Intermediate Architecture

IPAM — IP Address Management Before You Wish You Had Done It

Every cloud architect has had this conversation: “we need to peer your VNet to mine for the new project.” “Sure, what’s your CIDR?” “10.0.0.0/16.” Long pause. “…so is mine.” That moment is the punchline of a joke nobody set up deliberately. The setup happened months earlier when someone picked a CIDR without checking, and the punchline arrives the day a peering is needed.

IPAM — IP Address Management — is the discipline that prevents this. It is one of the most boring and most consistently underinvested platform capabilities in cloud architectures. Done well, it is invisible. Done badly, it becomes the reason a migration takes nine months instead of three. The address plan decides the shape of the estate; IPAM is the operating process that keeps allocations inside that shape.

The problem at scale

Cloud private network spaces use RFC 1918 ranges:

  • 10.0.0.0/8 (about 16 million addresses)
  • 172.16.0.0/12 (about 1 million addresses)
  • 192.168.0.0/16 (about 65,000 addresses)

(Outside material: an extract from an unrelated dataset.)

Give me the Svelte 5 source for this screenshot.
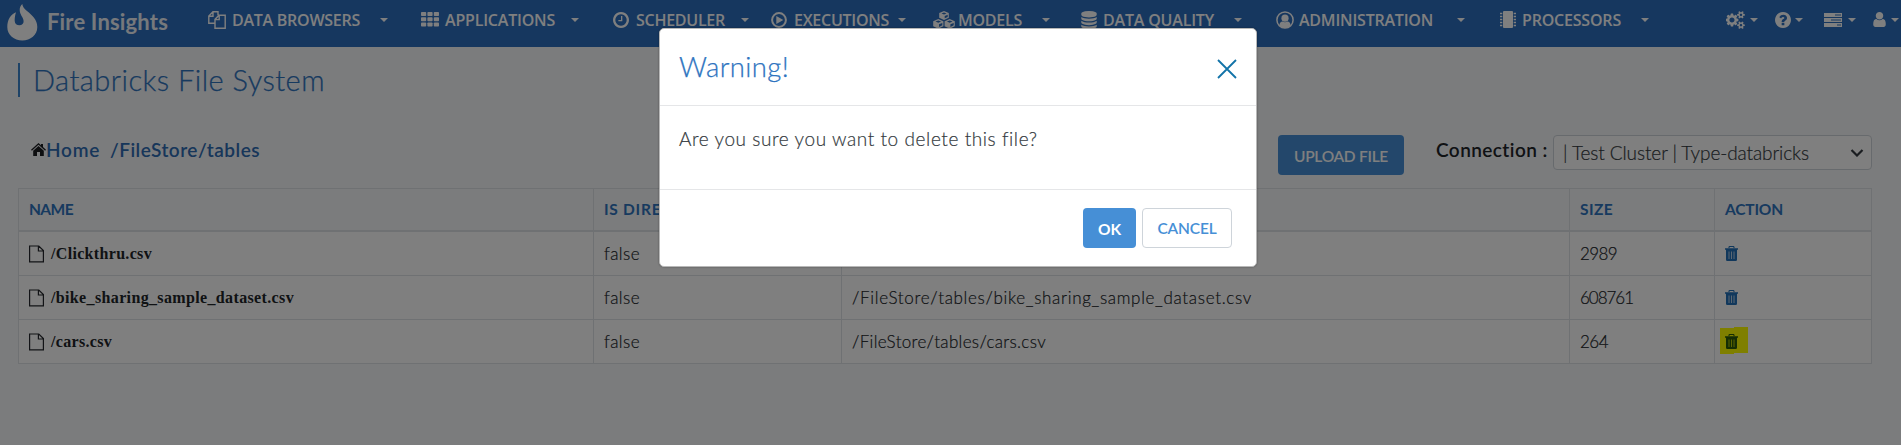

Sixteen million addresses sounds like infinite. It is not. Three patterns eat IP space faster than expected:

Workload sprawl. A typical landing zone allocates /22 or /20 per workload-environment. Twenty workloads × three environments × /20 = 60 /20 blocks = ~245,000 addresses. Doubled for redundant deployments, growth headroom, and DR sites in another region. Suddenly you are using a sizeable chunk of 10.0.0.0/8 just for one cloud.

On-prem overlap. Most enterprises have on-prem networks already using 10.x.x.x ranges. If you peer cloud to on-prem (ExpressRoute, FastConnect, VPN), the cloud and on-prem ranges cannot overlap. The available space shrinks to whatever is not used on-prem.

Multicloud coordination. Once you have Azure and OCI both connecting to on-prem, both clouds and on-prem must use disjoint ranges. The available space for each cloud shrinks again.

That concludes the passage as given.